Problem requirements » Would you repeat the listing exactly but omit every picture?

Raw data »
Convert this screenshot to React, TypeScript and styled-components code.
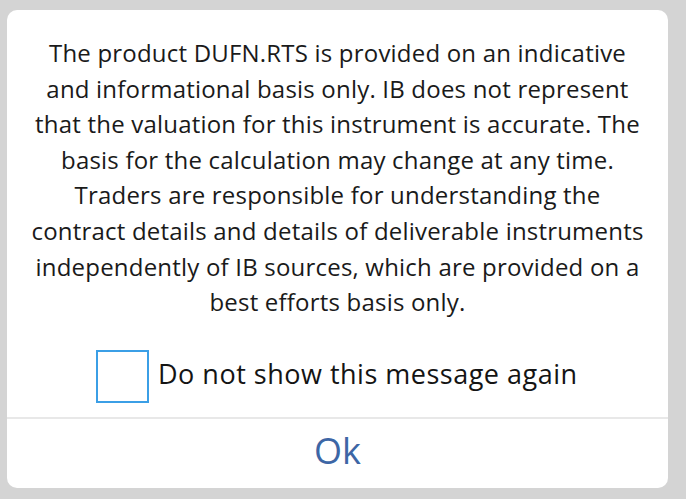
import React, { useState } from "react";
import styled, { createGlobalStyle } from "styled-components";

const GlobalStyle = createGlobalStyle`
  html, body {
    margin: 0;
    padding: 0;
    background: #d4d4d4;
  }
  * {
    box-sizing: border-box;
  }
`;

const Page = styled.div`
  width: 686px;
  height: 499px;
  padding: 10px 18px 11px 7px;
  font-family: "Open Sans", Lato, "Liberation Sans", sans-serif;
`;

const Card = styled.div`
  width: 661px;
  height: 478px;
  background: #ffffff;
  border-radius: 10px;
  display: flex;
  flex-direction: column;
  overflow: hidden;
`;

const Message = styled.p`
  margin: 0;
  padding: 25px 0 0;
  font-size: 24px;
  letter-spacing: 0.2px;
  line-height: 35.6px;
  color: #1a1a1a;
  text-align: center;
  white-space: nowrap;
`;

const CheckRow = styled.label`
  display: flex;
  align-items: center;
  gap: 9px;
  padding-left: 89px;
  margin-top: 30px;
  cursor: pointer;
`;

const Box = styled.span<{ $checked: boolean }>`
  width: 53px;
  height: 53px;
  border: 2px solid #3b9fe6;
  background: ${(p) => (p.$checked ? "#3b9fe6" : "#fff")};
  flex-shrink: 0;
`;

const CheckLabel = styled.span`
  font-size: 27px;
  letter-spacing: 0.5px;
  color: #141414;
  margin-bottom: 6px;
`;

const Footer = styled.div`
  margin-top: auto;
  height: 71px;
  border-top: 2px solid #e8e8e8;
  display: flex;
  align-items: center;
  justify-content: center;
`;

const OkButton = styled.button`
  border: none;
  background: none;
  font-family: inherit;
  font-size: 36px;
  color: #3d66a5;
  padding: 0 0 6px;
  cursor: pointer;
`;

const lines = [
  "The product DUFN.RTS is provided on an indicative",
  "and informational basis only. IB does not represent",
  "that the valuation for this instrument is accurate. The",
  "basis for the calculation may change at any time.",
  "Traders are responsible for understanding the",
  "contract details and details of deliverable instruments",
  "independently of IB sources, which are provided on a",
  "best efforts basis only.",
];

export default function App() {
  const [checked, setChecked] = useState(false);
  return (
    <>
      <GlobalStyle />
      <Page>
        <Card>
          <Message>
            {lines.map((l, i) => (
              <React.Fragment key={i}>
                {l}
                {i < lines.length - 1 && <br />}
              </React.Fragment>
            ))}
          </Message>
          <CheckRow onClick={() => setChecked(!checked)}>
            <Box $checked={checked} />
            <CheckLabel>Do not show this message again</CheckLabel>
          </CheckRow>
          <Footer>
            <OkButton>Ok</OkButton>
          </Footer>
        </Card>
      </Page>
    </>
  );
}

Exercise solution »
Convert this screenshot to React, TypeScript and styled-components code.
import React, { useState } from "react";
import styled, { createGlobalStyle } from "styled-components";

const GlobalStyle = createGlobalStyle`
  html, body {
    margin: 0;
    padding: 0;
    background: #d4d4d4;
  }
  * {
    box-sizing: border-box;
  }
`;

const Page = styled.div`
  width: 686px;
  height: 499px;
  padding: 10px 18px 11px 7px;
  font-family: "Open Sans", Lato, "Liberation Sans", sans-serif;
`;

const Card = styled.div`
  width: 661px;
  height: 478px;
  background: #ffffff;
  border-radius: 10px;
  display: flex;
  flex-direction: column;
  overflow: hidden;
`;

const Message = styled.p`
  margin: 0;
  padding: 25px 0 0;
  font-size: 24px;
  letter-spacing: 0.2px;
  line-height: 35.6px;
  color: #1a1a1a;
  text-align: center;
  white-space: nowrap;
`;

const CheckRow = styled.label`
  display: flex;
  align-items: center;
  gap: 9px;
  padding-left: 89px;
  margin-top: 30px;
  cursor: pointer;
`;

const Box = styled.span<{ $checked: boolean }>`
  width: 53px;
  height: 53px;
  border: 2px solid #3b9fe6;
  background: ${(p) => (p.$checked ? "#3b9fe6" : "#fff")};
  flex-shrink: 0;
`;

const CheckLabel = styled.span`
  font-size: 27px;
  letter-spacing: 0.5px;
  color: #141414;
  margin-bottom: 6px;
`;

const Footer = styled.div`
  margin-top: auto;
  height: 71px;
  border-top: 2px solid #e8e8e8;
  display: flex;
  align-items: center;
  justify-content: center;
`;

const OkButton = styled.button`
  border: none;
  background: none;
  font-family: inherit;
  font-size: 36px;
  color: #3d66a5;
  padding: 0 0 6px;
  cursor: pointer;
`;

const lines = [
  "The product DUFN.RTS is provided on an indicative",
  "and informational basis only. IB does not represent",
  "that the valuation for this instrument is accurate. The",
  "basis for the calculation may change at any time.",
  "Traders are responsible for understanding the",
  "contract details and details of deliverable instruments",
  "independently of IB sources, which are provided on a",
  "best efforts basis only.",
];

export default function App() {
  const [checked, setChecked] = useState(false);
  return (
    <>
      <GlobalStyle />
      <Page>
        <Card>
          <Message>
            {lines.map((l, i) => (
              <React.Fragment key={i}>
                {l}
                {i < lines.length - 1 && <br />}
              </React.Fragment>
            ))}
          </Message>
          <CheckRow onClick={() => setChecked(!checked)}>
            <Box $checked={checked} />
            <CheckLabel>Do not show this message again</CheckLabel>
          </CheckRow>
          <Footer>
            <OkButton>Ok</OkButton>
          </Footer>
        </Card>
      </Page>
    </>
  );
}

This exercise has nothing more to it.